Tenía por costumbre apartarme a monasterios inhóspitos para celebrar la revolución solar en entornos de silencio y meditación. No importaba la religión o la creencia, porque el silencio y la meditación son universales, y no pertenecen a ningún credo o fe. Pero este año, que tan apartado ando de lo sagrado y, por lo tanto, tan cerca de los pobres de espíritu, tuve un día normal en un mundo normal en una atmósfera normal.
Lo hermoso fue compartir el día con mi compañera de viaje, disfrutar del sagrado cotidiano y entender que la celebración de la Vida puede hacerse de cualquier manera, siempre que seamos conscientes de que estamos vivos, de que un surco magnético del universo nos atraviesa y de que, entre las rejillas galácticas, alguna dimensión desconocida encarnamos.
Así que nos levantamos temprano, al albor de las primeras luces, la alborada hermosa que vemos desde nuestra privilegiada ventana. Fuimos a desayunar a un nuevo pueblo. Hemos cogido la costumbre de una vez a la semana desayunar en algún lugar que no conozcamos, por interaccionar con esos tantos universos próximos y poder ver y sentir las energías de cada sitio.
Esta vez tocó Valdemorillo, y nos pusimos tibios desayunando unos de los churros y porras más ricos que he probado, con el permiso, claro, de los de Cuenca. Nos sorprendió gratamente el pueblo y tomé nota por si al final tenemos que hacer esas guías que nos encomienda la Comunidad de Madrid. Sin duda, un pueblo hermoso en la Sierra Oeste.
Tras el desayuno y la visita obligada a la plaza del pueblo con su ayuntamiento, llegamos a la iglesia. Justo empezaba la misa y como había un alegre coro, decidimos quedarnos. El cura, vivo y vivaz, nos habló del “yo soy” y del “sarmiento”. Nos recordó cuando la zarza ardiente se le apareció a Moisés y ahí apareció el primer “yo soy”. Y como Jesús, bien conocedor de los antiguos testamentos, utilizó ese yo soy para referirse a sí mismo y su conexión con el Padre Celeste. “Yo soy la Vid”, “yo soy la Luz”, “yo soy el Camino”, “yo soy la Vida”. Reconozco que en algún momento del pregón me emocioné hasta el punto de soltar alguna lágrima.
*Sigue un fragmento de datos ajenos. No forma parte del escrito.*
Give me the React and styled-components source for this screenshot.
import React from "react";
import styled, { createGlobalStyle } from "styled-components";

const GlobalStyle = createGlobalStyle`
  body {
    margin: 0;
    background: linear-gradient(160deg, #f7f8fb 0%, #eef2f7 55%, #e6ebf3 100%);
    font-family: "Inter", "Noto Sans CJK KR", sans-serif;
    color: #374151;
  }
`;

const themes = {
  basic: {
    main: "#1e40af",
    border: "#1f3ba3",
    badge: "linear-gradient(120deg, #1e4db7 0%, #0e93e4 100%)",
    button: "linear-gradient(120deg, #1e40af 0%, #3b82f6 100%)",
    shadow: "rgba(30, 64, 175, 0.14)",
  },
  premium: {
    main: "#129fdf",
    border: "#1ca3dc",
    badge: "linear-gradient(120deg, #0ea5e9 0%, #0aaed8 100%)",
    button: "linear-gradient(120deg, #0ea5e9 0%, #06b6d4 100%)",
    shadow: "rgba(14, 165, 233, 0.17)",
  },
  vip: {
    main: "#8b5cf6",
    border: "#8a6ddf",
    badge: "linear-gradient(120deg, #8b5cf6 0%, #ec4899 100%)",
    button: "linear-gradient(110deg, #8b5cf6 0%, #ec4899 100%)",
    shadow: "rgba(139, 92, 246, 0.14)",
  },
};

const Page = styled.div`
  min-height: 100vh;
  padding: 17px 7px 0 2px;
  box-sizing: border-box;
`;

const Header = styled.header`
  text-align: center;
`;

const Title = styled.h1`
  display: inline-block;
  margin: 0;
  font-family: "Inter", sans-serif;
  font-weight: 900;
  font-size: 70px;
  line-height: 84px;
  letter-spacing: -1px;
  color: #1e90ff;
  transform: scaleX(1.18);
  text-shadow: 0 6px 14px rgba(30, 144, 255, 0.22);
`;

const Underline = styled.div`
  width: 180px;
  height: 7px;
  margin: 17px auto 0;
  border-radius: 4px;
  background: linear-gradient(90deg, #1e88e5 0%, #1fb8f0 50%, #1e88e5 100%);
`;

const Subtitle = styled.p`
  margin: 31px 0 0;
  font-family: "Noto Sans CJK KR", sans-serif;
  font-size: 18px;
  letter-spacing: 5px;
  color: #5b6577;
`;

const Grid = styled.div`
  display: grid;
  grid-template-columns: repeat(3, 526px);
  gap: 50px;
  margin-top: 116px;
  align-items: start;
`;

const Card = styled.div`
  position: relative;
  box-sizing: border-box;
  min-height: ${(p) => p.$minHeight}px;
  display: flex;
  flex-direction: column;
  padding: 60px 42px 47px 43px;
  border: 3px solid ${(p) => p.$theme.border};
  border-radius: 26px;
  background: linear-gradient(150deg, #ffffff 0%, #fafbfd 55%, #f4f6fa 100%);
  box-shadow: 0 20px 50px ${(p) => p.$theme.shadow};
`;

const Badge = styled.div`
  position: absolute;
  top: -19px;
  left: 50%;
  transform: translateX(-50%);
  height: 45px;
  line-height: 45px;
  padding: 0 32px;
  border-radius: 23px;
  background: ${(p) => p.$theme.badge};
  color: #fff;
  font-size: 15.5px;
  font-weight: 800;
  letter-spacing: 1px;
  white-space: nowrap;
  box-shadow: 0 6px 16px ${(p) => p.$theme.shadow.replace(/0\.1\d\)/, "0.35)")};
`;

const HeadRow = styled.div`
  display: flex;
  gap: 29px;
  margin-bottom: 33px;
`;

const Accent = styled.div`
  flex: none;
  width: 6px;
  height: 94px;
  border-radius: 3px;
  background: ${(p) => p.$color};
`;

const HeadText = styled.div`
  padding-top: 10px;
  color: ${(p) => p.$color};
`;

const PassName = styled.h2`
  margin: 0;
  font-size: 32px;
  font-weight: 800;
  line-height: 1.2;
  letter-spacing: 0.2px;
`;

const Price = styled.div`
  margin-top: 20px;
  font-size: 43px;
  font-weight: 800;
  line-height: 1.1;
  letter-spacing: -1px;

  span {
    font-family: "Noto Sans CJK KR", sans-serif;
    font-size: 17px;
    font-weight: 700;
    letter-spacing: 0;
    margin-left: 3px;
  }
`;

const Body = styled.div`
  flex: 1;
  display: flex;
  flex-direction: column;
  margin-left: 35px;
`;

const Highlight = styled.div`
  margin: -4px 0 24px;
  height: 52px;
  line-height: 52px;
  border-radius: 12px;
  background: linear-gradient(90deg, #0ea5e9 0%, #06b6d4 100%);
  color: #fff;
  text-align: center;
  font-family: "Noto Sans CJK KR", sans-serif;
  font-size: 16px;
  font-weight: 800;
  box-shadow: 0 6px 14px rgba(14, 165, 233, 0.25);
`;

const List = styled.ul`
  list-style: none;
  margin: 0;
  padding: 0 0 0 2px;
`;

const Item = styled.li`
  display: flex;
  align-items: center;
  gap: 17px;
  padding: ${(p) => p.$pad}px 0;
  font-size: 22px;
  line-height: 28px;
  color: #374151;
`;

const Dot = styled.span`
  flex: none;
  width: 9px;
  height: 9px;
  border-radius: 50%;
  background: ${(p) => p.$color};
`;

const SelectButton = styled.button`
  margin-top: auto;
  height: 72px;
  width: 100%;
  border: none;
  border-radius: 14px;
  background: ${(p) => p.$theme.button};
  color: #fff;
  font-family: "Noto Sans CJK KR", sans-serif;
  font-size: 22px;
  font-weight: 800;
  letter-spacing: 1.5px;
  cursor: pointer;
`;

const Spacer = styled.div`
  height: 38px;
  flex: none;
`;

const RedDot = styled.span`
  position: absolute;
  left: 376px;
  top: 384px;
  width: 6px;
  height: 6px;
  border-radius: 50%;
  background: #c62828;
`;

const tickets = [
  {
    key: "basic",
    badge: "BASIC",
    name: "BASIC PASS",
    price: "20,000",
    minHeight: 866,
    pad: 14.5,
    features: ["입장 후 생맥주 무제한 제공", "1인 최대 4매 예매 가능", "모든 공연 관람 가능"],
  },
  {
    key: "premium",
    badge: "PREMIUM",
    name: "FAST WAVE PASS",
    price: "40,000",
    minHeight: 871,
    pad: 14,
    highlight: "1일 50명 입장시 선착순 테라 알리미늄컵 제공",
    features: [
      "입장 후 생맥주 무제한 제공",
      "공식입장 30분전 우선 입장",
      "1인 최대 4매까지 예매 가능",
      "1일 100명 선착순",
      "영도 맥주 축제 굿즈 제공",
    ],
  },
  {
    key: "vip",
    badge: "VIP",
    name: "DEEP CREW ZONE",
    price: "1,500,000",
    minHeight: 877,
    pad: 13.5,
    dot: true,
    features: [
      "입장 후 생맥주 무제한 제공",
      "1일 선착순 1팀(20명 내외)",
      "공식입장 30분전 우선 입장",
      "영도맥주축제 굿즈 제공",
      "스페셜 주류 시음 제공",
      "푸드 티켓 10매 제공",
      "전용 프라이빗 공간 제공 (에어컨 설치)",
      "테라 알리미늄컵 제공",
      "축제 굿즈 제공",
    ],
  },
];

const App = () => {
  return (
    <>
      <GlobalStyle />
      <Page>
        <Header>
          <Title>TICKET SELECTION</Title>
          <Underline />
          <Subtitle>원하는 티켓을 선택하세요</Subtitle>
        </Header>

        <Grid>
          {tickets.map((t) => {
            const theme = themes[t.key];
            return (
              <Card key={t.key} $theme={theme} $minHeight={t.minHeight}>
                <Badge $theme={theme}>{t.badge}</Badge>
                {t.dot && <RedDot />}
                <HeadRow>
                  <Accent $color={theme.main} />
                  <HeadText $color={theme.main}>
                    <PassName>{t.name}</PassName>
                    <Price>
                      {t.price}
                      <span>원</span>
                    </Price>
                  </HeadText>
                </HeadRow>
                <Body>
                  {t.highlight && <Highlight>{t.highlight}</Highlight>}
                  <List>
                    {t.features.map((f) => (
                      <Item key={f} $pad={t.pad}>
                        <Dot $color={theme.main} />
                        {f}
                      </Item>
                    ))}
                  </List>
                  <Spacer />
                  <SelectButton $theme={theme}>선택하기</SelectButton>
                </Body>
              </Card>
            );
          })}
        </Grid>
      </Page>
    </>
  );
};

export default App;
De repente sentí que ese “yo soy” crístico y sagrado me atravesaba, y tomaba consciencia, en aquel lugar inmaculado, de que la Vida nos atraviesa, y estamos vivos.
En el silencio aparente de la misa, reflexionaba sobre aquel grupo que se hace llamar así, “I am”, “Yo Soy”. El movimiento, inspirados por las corrientes teosóficas de tiempos pasados, cree en la existencia de una jerarquía de «Maestros Ascendidos», una jerarquía de seres que, por edad espiritual, guían y orientan a nuestra perdida humanidad.
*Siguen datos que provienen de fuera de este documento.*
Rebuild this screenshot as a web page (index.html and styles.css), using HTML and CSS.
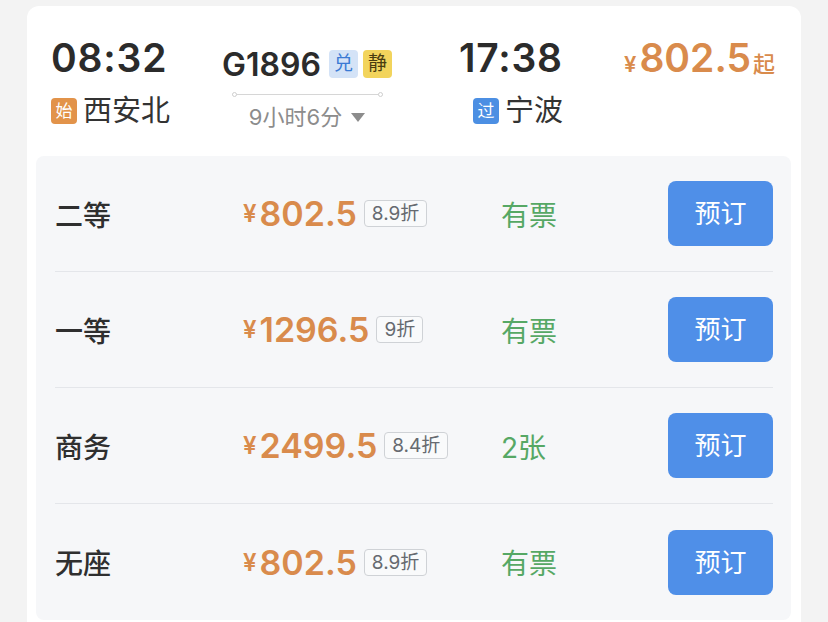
FILE: index.html
```html
<!DOCTYPE html>
<html>
  <head>
    <meta charset="utf-8" />
    <title>G1896</title>
    <link rel="stylesheet" href="styles.css">
  </head>
  <body>
    <div class="card">
      <div class="train-head">
        <div class="col col-dep">
          <div class="time">08:32</div>
          <div class="station"><span class="tag tag-start">始</span>西安北</div>
        </div>
        <div class="col col-train">
          <div class="train-no">G1896<span class="mark mark-dui">兑</span><span class="mark mark-jing">静</span></div>
          <div class="track"></div>
          <div class="duration">9小时6分<span class="arrow"></span></div>
        </div>
        <div class="col col-arr">
          <div class="time">17:38</div>
          <div class="station"><span class="tag tag-pass">过</span>宁波</div>
        </div>
        <div class="col col-price">
          <div class="low-price"><span class="yen">¥</span>802.5<span class="qi">起</span></div>
        </div>
      </div>

      <div class="seats">
        <div class="seat">
          <div class="seat-name">二等</div>
          <div class="seat-price"><span class="yen">¥</span>802.5<span class="disc">8.9折</span></div>
          <div class="seat-left">有票</div>
          <a class="btn">预订</a>
        </div>
        <div class="seat">
          <div class="seat-name">一等</div>
          <div class="seat-price"><span class="yen">¥</span>1296.5<span class="disc">9折</span></div>
          <div class="seat-left">有票</div>
          <a class="btn">预订</a>
        </div>
        <div class="seat">
          <div class="seat-name">商务</div>
          <div class="seat-price"><span class="yen">¥</span>2499.5<span class="disc">8.4折</span></div>
          <div class="seat-left">2张</div>
          <a class="btn">预订</a>
        </div>
        <div class="seat">
          <div class="seat-name">无座</div>
          <div class="seat-price"><span class="yen">¥</span>802.5<span class="disc">8.9折</span></div>
          <div class="seat-left">有票</div>
          <a class="btn">预订</a>
        </div>
      </div>
    </div>
  </body>
</html>
```

FILE: styles.css
```css
* {
  margin: 0;
  padding: 0;
  box-sizing: border-box;
}
body {
  background: #f3f3f3;
  font-family: Inter, "Noto Sans CJK SC", sans-serif;
  color: #333333;
  overflow: hidden;
}
.card {
  width: 774px;
  height: 640px;
  margin: 6px 0 0 27px;
  padding: 0 10px 0 9px;
  background: #ffffff;
  border-radius: 12px;
}

/* 车次信息 */
.train-head {
  display: flex;
  height: 150px;
  padding: 29px 0 0 15px;
}
.col {
  display: flex;
  flex-direction: column;
}
.col-dep {
  width: 170px;
}
.col-train {
  width: 172px;
  align-items: center;
}
.col-arr {
  width: 165px;
  margin-left: 66px;
}
.time {
  font-size: 39px;
  font-weight: 600;
  line-height: 46px;
  color: #2b2b2b;
  letter-spacing: 0.8px;
}
.station {
  display: flex;
  align-items: center;
  margin-top: 15px;
  font-size: 29px;
  line-height: 30px;
  color: #333333;
}
.col-arr .station {
  padding-left: 14px;
}
.tag {
  width: 26px;
  height: 26px;
  margin-right: 6px;
  border-radius: 4px;
  font-size: 17px;
  line-height: 26px;
  text-align: center;
  color: #ffffff;
}
.tag-start {
  background: #e2934a;
}
.tag-pass {
  background: #4c8fe3;
}
.train-no {
  display: flex;
  align-items: center;
  height: 30px;
  margin-top: 14px;
  font-size: 32px;
  font-weight: 600;
  color: #2b2b2b;
}
.mark {
  width: 29px;
  height: 28px;
  margin-left: 5px;
  border-radius: 4px;
  font-size: 19px;
  font-weight: 400;
  line-height: 28px;
  text-align: center;
}
.train-no .mark-dui {
  margin-left: 8px;
  background: #d4e3f7;
  color: #3a7ad4;
}
.mark-jing {
  background: #f2d45c;
  color: #4a3d10;
}
.track {
  position: relative;
  width: 151px;
  height: 1px;
  margin-top: 15px;
  background: #d6d6d6;
}
.track::before,
.track::after {
  content: "";
  position: absolute;
  top: -2px;
  width: 3px;
  height: 3px;
  border: 1px solid #cfcfcf;
  border-radius: 50%;
  background: #ffffff;
}
.track::before {
  left: 0;
}
.track::after {
  right: 0;
}
.duration {
  display: flex;
  align-items: center;
  margin-top: 9px;
  font-size: 22px;
  line-height: 26px;
  color: #8c8c8c;
}
.arrow {
  width: 0;
  height: 0;
  margin-left: 9px;
  border-left: 7px solid transparent;
  border-right: 7px solid transparent;
  border-top: 9px solid #8c8c8c;
}
.low-price {
  font-size: 39px;
  font-weight: 600;
  line-height: 46px;
  color: #d98b4c;
}
.low-price .yen {
  font-size: 22px;
  margin-right: 3px;
}
.qi {
  font-size: 22px;
  font-weight: 500;
  margin-left: 2px;
}

/* 座位列表 */
.seats {
  background: #f6f7f9;
  border-radius: 8px;
  padding: 0 18px 0 19px;
}
.seat {
  display: flex;
  align-items: center;
  height: 116px;
  border-bottom: 1px solid #e4e6ea;
}
.seat:last-child {
  border-bottom: none;
}
.seat-name {
  width: 188px;
  font-size: 28px;
  font-weight: 500;
  color: #2f2f2f;
}
.seat-price {
  display: flex;
  align-items: center;
  width: 258px;
  font-size: 34px;
  font-weight: 600;
  color: #d98b4c;
}
.seat-price .yen {
  font-size: 24px;
  margin-right: 3px;
}
.disc {
  height: 27px;
  margin-left: 7px;
  padding: 0 7px;
  border: 1px solid #cfd2d6;
  border-radius: 4px;
  background: #f9fafb;
  font-size: 19px;
  font-weight: 400;
  line-height: 25px;
  color: #666a70;
}
.seat-left {
  flex: 1;
  font-size: 28px;
  color: #56a865;
}
.btn {
  width: 105px;
  height: 65px;
  border-radius: 8px;
  background: #4f8fe8;
  font-size: 26px;
  line-height: 65px;
  text-align: center;
  color: #ffffff;
}
```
Tras la misa, el ágape. Y mientras comíamos una rica pizza de setas funghi para celebrar el día especial, pensaba en el “yo soy”, en los pobres de espíritu, sobre esos que nos sabemos arruinados espiritualmente, alejados de la fuente, perdidos, en bancarrota interior, pero que, de alguna manera, nos arrodillamos humildemente para reconocerlo, buscando saciar la sed interior que nos invade. Es algo extraño porque la única forma de descifrar el misterio de la existencia es reconocer humildemente que estamos ante una gran revelación a la que no podemos acceder. Lo sentí en la iglesia escuchando el sermón y las alabanzas del coro. Lo siento cuando miro la naturaleza y contemplo sus maravillas. O cuando abrazo en silencio el amor y la triada que de él surge. Se siente cuando respiramos profundamente en consciencia.
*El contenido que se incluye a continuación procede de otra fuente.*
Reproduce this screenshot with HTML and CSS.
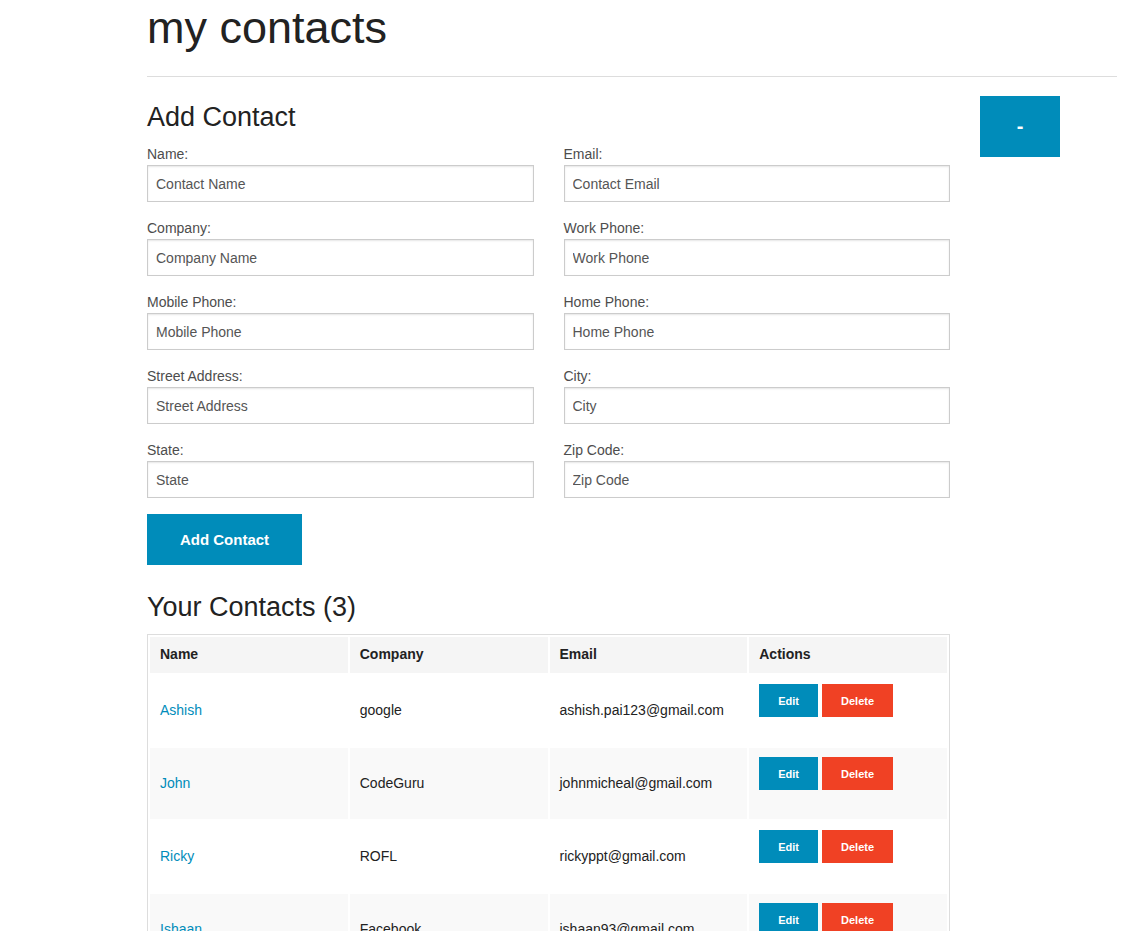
FILE: index.html
```html
<!DOCTYPE html>
<html lang="en">
<head>
<meta charset="utf-8">
<title>my contacts</title>
<link rel="stylesheet" href="styles.css">
</head>
<body>
<div class="page">
  <h1 class="title">my contacts</h1>
  <hr class="rule">
  <div class="layout">
    <main class="main">
      <h3 class="section-title first">Add Contact</h3>
      <form class="form">
        <div class="field"><label class="label">Name:</label><input class="input" type="text" placeholder="Contact Name"></div>
        <div class="field"><label class="label">Email:</label><input class="input" type="text" placeholder="Contact Email"></div>
        <div class="field"><label class="label">Company:</label><input class="input" type="text" placeholder="Company Name"></div>
        <div class="field"><label class="label">Work Phone:</label><input class="input" type="text" placeholder="Work Phone"></div>
        <div class="field"><label class="label">Mobile Phone:</label><input class="input" type="text" placeholder="Mobile Phone"></div>
        <div class="field"><label class="label">Home Phone:</label><input class="input" type="text" placeholder="Home Phone"></div>
        <div class="field"><label class="label">Street Address:</label><input class="input" type="text" placeholder="Street Address"></div>
        <div class="field"><label class="label">City:</label><input class="input" type="text" placeholder="City"></div>
        <div class="field"><label class="label">State:</label><input class="input" type="text" placeholder="State"></div>
        <div class="field"><label class="label">Zip Code:</label><input class="input" type="text" placeholder="Zip Code"></div>
      </form>
      <button class="btn btn-add" type="button">Add Contact</button>
      <h3 class="section-title second">Your Contacts (3)</h3>
      <table class="contacts">
        <thead>
          <tr><th>Name</th><th>Company</th><th>Email</th><th>Actions</th></tr>
        </thead>
        <tbody>
          <tr>
            <td><a class="link" href="#">Ashish</a></td><td>google</td><td>ashish.pai123@gmail.com</td>
            <td><div class="actions"><button class="btn-tiny edit" type="button">Edit</button><button class="btn-tiny delete" type="button">Delete</button></div></td>
          </tr>
          <tr>
            <td><a class="link" href="#">John</a></td><td>CodeGuru</td><td>johnmicheal@gmail.com</td>
            <td><div class="actions"><button class="btn-tiny edit" type="button">Edit</button><button class="btn-tiny delete" type="button">Delete</button></div></td>
          </tr>
          <tr>
            <td><a class="link" href="#">Ricky</a></td><td>ROFL</td><td>rickyppt@gmail.com</td>
            <td><div class="actions"><button class="btn-tiny edit" type="button">Edit</button><button class="btn-tiny delete" type="button">Delete</button></div></td>
          </tr>
          <tr>
            <td><a class="link" href="#">Ishaan</a></td><td>Facebook</td><td>ishaan93@gmail.com</td>
            <td><div class="actions"><button class="btn-tiny edit" type="button">Edit</button><button class="btn-tiny delete" type="button">Delete</button></div></td>
          </tr>
        </tbody>
      </table>
    </main>
    <aside class="side">
      <button class="btn btn-toggle" type="button">-</button>
    </aside>
  </div>
</div>
</body>
</html>
```
FILE: styles.css
```css
html, body {
  margin: 0;
  padding: 0;
  background: #fff;
}
body {
  font-family: "Liberation Sans", Arial, Helvetica, sans-serif;
  color: #222;
  font-size: 14px;
}
.page {
  padding: 0 15px 0 147px;
}
.title {
  margin: 1px 0 0;
  font-size: 45px;
  line-height: 53px;
  font-weight: normal;
  color: #222;
}
.rule {
  margin: 22px 0 0;
  border: 0;
  border-top: 1px solid #ddd;
  height: 0;
}
.layout {
  display: flex;
  align-items: flex-start;
}
.main {
  width: 803px;
  flex: none;
}
.side {
  margin-left: 30px;
  padding-top: 19px;
}
.section-title {
  margin: 0;
  font-size: 27px;
  line-height: 32px;
  font-weight: normal;
  color: #222;
}
.section-title.first {
  margin-top: 24px;
  margin-bottom: 11px;
}
.section-title.second {
  margin-top: 26px;
  margin-bottom: 11px;
}
.form {
  display: grid;
  grid-template-columns: 1fr 1fr;
  column-gap: 30px;
}
.field {
  display: flex;
  flex-direction: column;
  margin-bottom: 16px;
}
.label {
  font-size: 14px;
  line-height: 21px;
  color: #4d4d4d;
}
.input {
  box-sizing: border-box;
  height: 37px;
  padding: 0 8px;
  border: 1px solid #ccc;
  box-shadow: inset 0 1px 2px rgba(0, 0, 0, 0.1);
  font-family: inherit;
  font-size: 14px;
  color: #222;
  background: #fff;
  margin: 0;
}
.input::placeholder {
  color: #555;
  opacity: 1;
}
.btn {
  border: 0;
  background: #008cba;
  color: #fff;
  font-family: inherit;
  font-weight: bold;
  cursor: pointer;
  margin: 0;
  display: block;
}
.btn-add {
  width: 155px;
  height: 51px;
  font-size: 15px;
  padding: 0;
}
.btn-toggle {
  width: 80px;
  height: 61px;
  font-size: 20px;
  padding: 0;
}
.contacts {
  width: 100%;
  table-layout: fixed;
  border: 1px solid #ddd;
  border-spacing: 2px;
  background: #fff;
}
.contacts th {
  background: #f5f5f5;
  text-align: left;
  font-weight: bold;
  font-size: 14px;
  line-height: 20px;
  padding: 7px 10px 9px;
  color: #222;
}
.contacts td {
  padding: 8px 10px 10px;
  font-size: 14px;
  line-height: 18px;
  color: #222;
  vertical-align: middle;
}
.contacts tbody tr:nth-child(even) td {
  background: #f9f9f9;
}
.link {
  color: #008cba;
  text-decoration: none;
}
.actions {
  display: flex;
  gap: 4px;
  margin-top: 1px;
  margin-bottom: 19px;
}
.btn-tiny {
  border: 0;
  margin: 0;
  height: 33px;
  padding: 0 19px;
  font-family: inherit;
  font-size: 11px;
  font-weight: bold;
  color: #fff;
  cursor: pointer;
}
.btn-tiny.edit {
  background: #008cba;
}
.btn-tiny.delete {
  background: #f04124;
}
```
Pensaba en todo eso también esta mañana, en mi primer día como nuevo recipendiario de este nuevo tiempo, mientras contemplábamos atónitos y algo desesperados como la lluvia, el viento y el azaroso azar, habían derrumbado todo el muro de la entrada de la parcela que aspira a ser un lugar de silencio y meditación. Me preguntaba, algo desesperado por la situación, por qué a veces ocurren estas cosas. Y por qué precisamente ahora, en una semana complicada de un tiempo complicado. A pesar del cabreo mañanero, en algún momento respiré profundamente y me dije: “yo soy”.